Lukaku's frustrations are understandable. He was doing his job at one end while the defensive weaknesses and questionable game-management that plagued the Blues for the first two thirds of the campaign were scuppering progress at the other. Having experienced the frustrations of 2014-15 and seen 2015-16 going the same disappointing way as that season, it's no surprise that were was a divergence between the Belgian's clearly stated ambitions and Everton's prospects.
He wants to be playing Champions League football and feels he is ready to do so and that is fair enough but for someone praised for his poise and intelligence, his handling of the situation has been hugely disappointing and, frankly, disrespectful to Everton. Whether he would like to admit it or not, even allowing for how difficult it must have been to be playing under a failed system and in a clearly broken team, he did appear to "down tools" after that memorable two-goal blast against Chelsea in March. And if he didn't, he at least betrayed a desire not to do anything that might hinder his chances of playing in Euro2016 this summer.
His public comments over the past two international breaks, meanwhile, have irked and hurt Evertonians just as much as his apparent lack of effort on the field.

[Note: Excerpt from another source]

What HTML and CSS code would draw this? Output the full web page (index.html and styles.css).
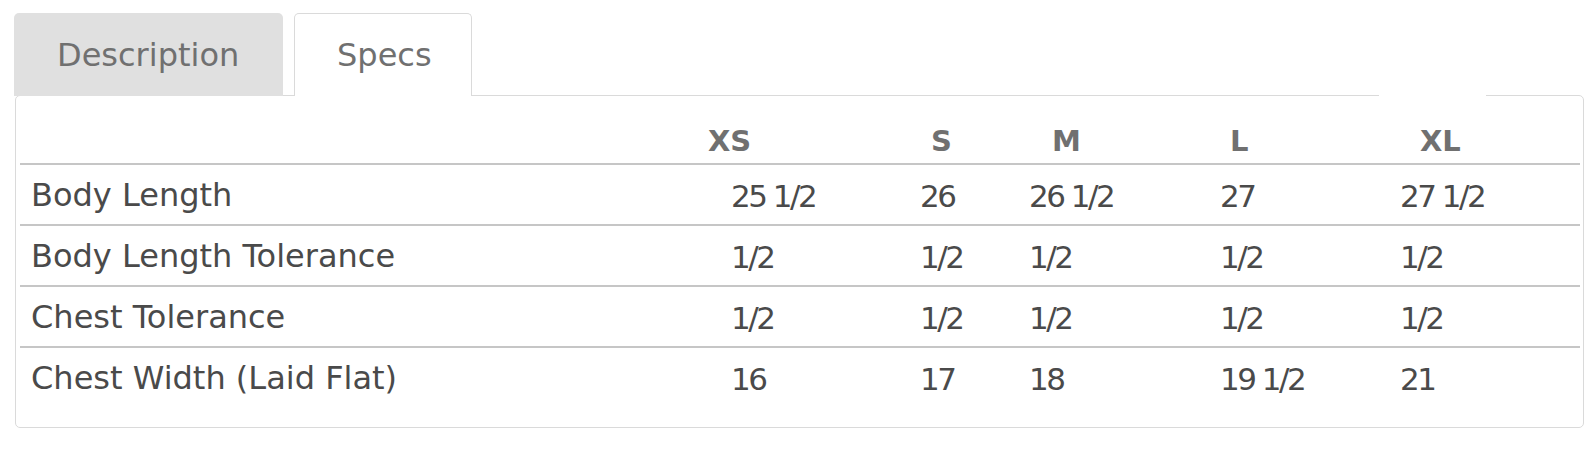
FILE: index.html
```html
<!DOCTYPE html>
<html lang="en">
<head>
<meta charset="utf-8">
<title>Specs</title>
<link rel="stylesheet" href="styles.css">
</head>
<body>
<div class="wrap">
  <ul class="tabs">
    <li class="tab tab-inactive">Description</li>
    <li class="tab tab-active">Specs</li>
    <li class="tab-blank"></li>
  </ul>
  <div class="panel">
    <div class="spec-table">
      <div class="row head-row">
        <div class="cell"></div>
        <div class="cell hcell">XS</div>
        <div class="cell hcell">S</div>
        <div class="cell hcell">M</div>
        <div class="cell hcell">L</div>
        <div class="cell hcell">XL</div>
      </div>
      <div class="row data-row">
        <div class="cell label">Body Length</div>
        <div class="cell val">25 1/2</div>
        <div class="cell val">26</div>
        <div class="cell val">26 1/2</div>
        <div class="cell val">27</div>
        <div class="cell val">27 1/2</div>
      </div>
      <div class="row data-row">
        <div class="cell label">Body Length Tolerance</div>
        <div class="cell val">1/2</div>
        <div class="cell val">1/2</div>
        <div class="cell val">1/2</div>
        <div class="cell val">1/2</div>
        <div class="cell val">1/2</div>
      </div>
      <div class="row data-row">
        <div class="cell label">Chest Tolerance</div>
        <div class="cell val">1/2</div>
        <div class="cell val">1/2</div>
        <div class="cell val">1/2</div>
        <div class="cell val">1/2</div>
        <div class="cell val">1/2</div>
      </div>
      <div class="row data-row">
        <div class="cell label">Chest Width (Laid Flat)</div>
        <div class="cell val">16</div>
        <div class="cell val">17</div>
        <div class="cell val">18</div>
        <div class="cell val">19 1/2</div>
        <div class="cell val">21</div>
      </div>
    </div>
  </div>
</div>
</body>
</html>
```

FILE: styles.css
```css
* { box-sizing: border-box; }

body {
  margin: 0;
  background: #ffffff;
  font-family: "DejaVu Sans", "Liberation Sans", sans-serif;
}

.wrap {
  padding: 13px 4px 0 15px;
}

.tabs {
  list-style: none;
  margin: 0 0 -1px -1px;
  padding: 0;
  display: flex;
  align-items: stretch;
  height: 83px;
  position: relative;
  z-index: 1;
}

.tab {
  height: 83px;
  font-size: 32px;
  line-height: 38px;
  color: #707070;
  border-radius: 5px 5px 0 0;
  white-space: nowrap;
}

.tab-inactive {
  width: 269px;
  background: #e0e0e0;
  padding: 23px 0 0 43px;
}

.tab-active {
  width: 178px;
  margin-left: 11px;
  background: #ffffff;
  border: 1px solid #dadada;
  border-bottom: none;
  padding: 22px 0 0 42px;
}

.tab-blank {
  align-self: flex-end;
  margin-left: auto;
  margin-right: 98px;
  width: 107px;
  height: 6px;
  background: #ffffff;
}

.panel {
  border: 1px solid #dadada;
  border-radius: 5px;
  padding: 4px 3px 20px 4px;
}

.row {
  display: grid;
}

.head-row {
  grid-template-columns: 677px 223px 121px 178px 190px 1fr;
  height: 63px;
}

.data-row {
  grid-template-columns: 700px 189px 109px 191px 180px 1fr;
  height: 61px;
  border-top: 2px solid #c6c6c6;
}

.cell {
  padding-left: 11px;
  white-space: nowrap;
}

.hcell {
  font-size: 29px;
  line-height: 36px;
  font-weight: bold;
  color: #707070;
  padding-top: 23px;
}

.label, .val {
  font-size: 32px;
  line-height: 38px;
  color: #4a4a4a;
  padding-top: 11px;
}

.val {
  font-size: 31px;
  padding-top: 12px;
  letter-spacing: -2.5px;
}
```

Clearly there is merit in him expressing ambition to the media in his homeland where he has the potential to be a Talisman as Belgium and their golden generation seek to make good on their reputation as one of world football's best teams by making it to the end of a major tournament.
But there are ways to put across a confidence in your own abilities and your burning desires to be playing Champions League football without openly saying that you see yourself playing for another team by August. Sometimes saying nothing or being deliberately vague is just better diplomacy and, certainly, a better way to treat the fans who have supported you from the moment he arrived.
Football is business but it's not an ordinary business. You don't often have the option in the professional game to decide that you no longer want to play for a team and just walk away. Lukaku is contracted to Everton for another three years and will only be able to leave if the club get an acceptable offer for his services. The 23-year-old has said that he won't make things difficult or hold the Blues to ransom but unless his confident pronouncements suggest a deal has already been worked out, there is a danger it could still go that messy way. It will certainly be a lot harder for him to stay given that he doesn't even seem willing to wait and see who the new manager will be at Goodison Park before making up his mind.
That is the sad part at the end of the day. It's easy to say that fans should look at situations like this dispassionately and in the cold light of the realities of business but football, from the supporters' side – as fickle as they can be – is all emotion, passion and loyalty to the club. From those who have Lukaku's name and number adorning their replica kit to those who have gleefully sung his name there will be feelings of betrayal when they could just as easily have reluctantly wished him well had he gone about things in a more respectful way.
Evertonian feelings hardening towards a former hero will only make parting with him easier, of course, and the hefty fee he will surely command will help in that regard, too, but you can't help but feel it all could have been done with a bit more class and a lot less arrogance.